Nikhil Madhukar Varty - CEO & Director
I would like to turn your attention to Slide 16 in closing. Our strategic focus will be to gain sustainable traction at Terminix and continue to build on the successes at AHS and FSG to deliver superior results. One of my primary goals is to drive a culture that consistently delivers on the commitments that we make. On the strength of our very strong market penetration and brand identity, we will continue to identify and pursue new opportunities for growth.
A key component of our effort is to unlock shareholder value, to efficiently execute the spin-off of AHS into an independent entity while developing the right talent for both companies to succeed in the future. Our overarching goal is to flawlessly execute on these initiatives to enhance shareholder value.
I want to thank all of you for joining our call today, and we look forward to reporting on our continued progress on the next earnings call.
Anthony D. DiLucente - CFO and SVP
Thanks, Nik. I just want to respond to one question, Anj from Crédit Suisse. I misunderstood your question and gave you a wrong answer.
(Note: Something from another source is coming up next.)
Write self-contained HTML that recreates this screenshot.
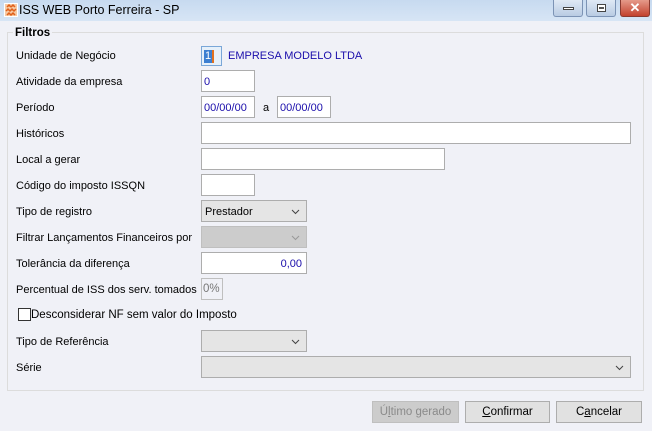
<!DOCTYPE html>
<html><head><meta charset="utf-8"><style>
*{box-sizing:border-box;margin:0;padding:0}
body{width:652px;height:431px;background:#f0f1f7;font-family:"Liberation Sans",sans-serif;font-size:11px;color:#000;position:relative;overflow:hidden}
.a{position:absolute}
.tb{left:0;top:0;width:652px;height:21px;background:linear-gradient(#c7daf0,#d7e5f5)}
.lbl{left:16px;margin-top:2px}
.in{background:#fff;border:1px solid #adadad;color:#1a0dab;padding:4px 2px 2px;font-size:11px;height:22px;line-height:14px}
.sel{background:#e5e5e5;border:1px solid #adadad;height:22px;padding:4px 3px 2px;line-height:14px}
.dis{background:#cccccc;border-color:#bfbfbf}
.chev{position:absolute;right:6px;top:6px;width:9px;height:9px}
.btn{background:#e1e1e1;border:1px solid #adadad;height:22px;text-align:center;line-height:21px;font-size:11.5px}
</style></head><body>
<div class="a tb"></div>
<div class="a" style="left:4px;top:3px;width:14px;height:14px;background:#fff"><svg width="14" height="14"><rect x="1" y="1" width="12" height="12" fill="#f7c9a3"/><path d="M3 4l2-2 2 2M7 4l2-2 2 2M2 8l2-2 2 2 2-2 2 2 2-2M3 12l2-2 2 2 2-2 2 2" stroke="#e0601a" stroke-width="1.5" fill="none"/></svg></div>
<div class="a" style="left:19px;top:3px;font-size:12.5px">ISS WEB Porto Ferreira - SP</div>
<div class="a" style="left:553px;top:0;width:30px;height:17px;border:1px solid #7c93b5;border-top:none;border-radius:0 0 3px 3px;background:linear-gradient(#dfe9f5,#b9cbe3)"><div class="a" style="left:9px;top:7px;width:11px;height:3px;background:#fff;border:1px solid #444"></div></div>
<div class="a" style="left:586px;top:0;width:30px;height:17px;border:1px solid #7c93b5;border-top:none;border-radius:0 0 3px 3px;background:linear-gradient(#dfe9f5,#b9cbe3)"><div class="a" style="left:10px;top:4px;width:9px;height:8px;border:1px solid #444;background:#fff"><div class="a" style="left:1px;top:2px;width:5px;height:2px;background:#555"></div></div></div>
<div class="a" style="left:620px;top:0;width:30px;height:17px;border:1px solid #8a3a30;border-top:none;border-radius:0 0 3px 3px;background:linear-gradient(#e59a8a,#c3422e);color:#fff;text-align:center;font-weight:bold;font-size:13px;line-height:15px">✕</div>
<div class="a" style="left:7px;top:32px;width:637px;height:359px;border:1px solid #dcdcdc"></div>
<div class="a" style="left:13px;top:27px;background:#f0f1f7;padding:0 2px;font-weight:bold;font-size:11.5px">Filtros</div>

<div class="a lbl" style="top:48px">Unidade de Negócio</div>
<div class="a" style="left:201px;top:46px;width:21px;height:20px;border:1px solid #7aa7d8;background:#e6f0fa"><span class="a" style="left:2px;top:3px;background:#3c7fd1;color:#fff;padding:0 1px;line-height:13px;border-right:2px solid #e07020">1</span></div>
<div class="a" style="left:228px;top:50px;color:#1a0dab">EMPRESA MODELO LTDA</div>

<div class="a lbl" style="top:74px">Atividade da empresa</div>
<div class="a in" style="left:201px;top:70px;width:54px">0</div>
<div class="a lbl" style="top:100px">Período</div>
<div class="a in" style="left:201px;top:96px;width:54px">00/00/00</div>
<div class="a" style="left:263px;top:102px">a</div>
<div class="a in" style="left:277px;top:96px;width:54px">00/00/00</div>
<div class="a lbl" style="top:126px">Históricos</div>
<div class="a in" style="left:201px;top:122px;width:430px"></div>
<div class="a lbl" style="top:152px">Local a gerar</div>
<div class="a in" style="left:201px;top:148px;width:244px"></div>
<div class="a lbl" style="top:178px">Código do imposto ISSQN</div>
<div class="a in" style="left:201px;top:174px;width:54px"></div>
<div class="a lbl" style="top:204px">Tipo de registro</div>
<div class="a sel" style="left:201px;top:200px;width:106px">Prestador<svg class="chev" viewBox="0 0 9 9"><path d="M1 3l3.5 3.5L8 3" stroke="#444" fill="none"/></svg></div>
<div class="a lbl" style="top:230px">Filtrar Lançamentos Financeiros por</div>
<div class="a sel dis" style="left:201px;top:226px;width:106px"><svg class="chev" viewBox="0 0 9 9"><path d="M1 3l3.5 3.5L8 3" stroke="#999" fill="none"/></svg></div>
<div class="a lbl" style="top:256px">Tolerância da diferença</div>
<div class="a in" style="left:201px;top:252px;width:106px;text-align:right;padding-right:4px">0,00</div>
<div class="a lbl" style="top:282px">Percentual de ISS dos serv. tomados</div>
<div class="a" style="left:201px;top:278px;width:22px;height:22px;border:1px solid #bfbfbf;color:#777;padding:4px 1px 2px;font-size:11.5px">0%</div>
<div class="a" style="left:18px;top:308px;width:13px;height:13px;border:1px solid #333;background:#fff"></div>
<div class="a" style="left:31px;top:309px;font-size:11.5px">Desconsiderar NF sem valor do Imposto</div>
<div class="a lbl" style="top:334px">Tipo de Referência</div>
<div class="a sel" style="left:201px;top:330px;width:106px"><svg class="chev" viewBox="0 0 9 9"><path d="M1 3l3.5 3.5L8 3" stroke="#444" fill="none"/></svg></div>
<div class="a lbl" style="top:360px">Série</div>
<div class="a sel" style="left:201px;top:356px;width:430px"><svg class="chev" viewBox="0 0 9 9"><path d="M1 3l3.5 3.5L8 3" stroke="#444" fill="none"/></svg></div>

<div class="a btn" style="left:372px;top:401px;width:87px;background:#cccccc;border-color:#bfbfbf;color:#8a8a8a">Ú<u>l</u>timo gerado</div>
<div class="a btn" style="left:465px;top:401px;width:85px"><u>C</u>onfirmar</div>
<div class="a btn" style="left:556px;top:401px;width:86px">C<u>a</u>ncelar</div>
</body></html>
Organic growth for AHS in the second quarter was 8%. It was 7% for direct-to-consumer and 8% for real estate, or 8% overall. So I apologize for that, for misspeaking.
So thank you again for your participation in today's conference call and webcast. As a reminder, a replay of the call will be available on our website at www.servicemaster.com in about one hour from now.
We look forward to speaking to you again on our third quarter 2017 earnings call at a date to be announced in October. Thank you, and goodbye.
Operator
Ladies and gentlemen, that concludes today's call. We thank you for your participation and ask you to please disconnect your lines.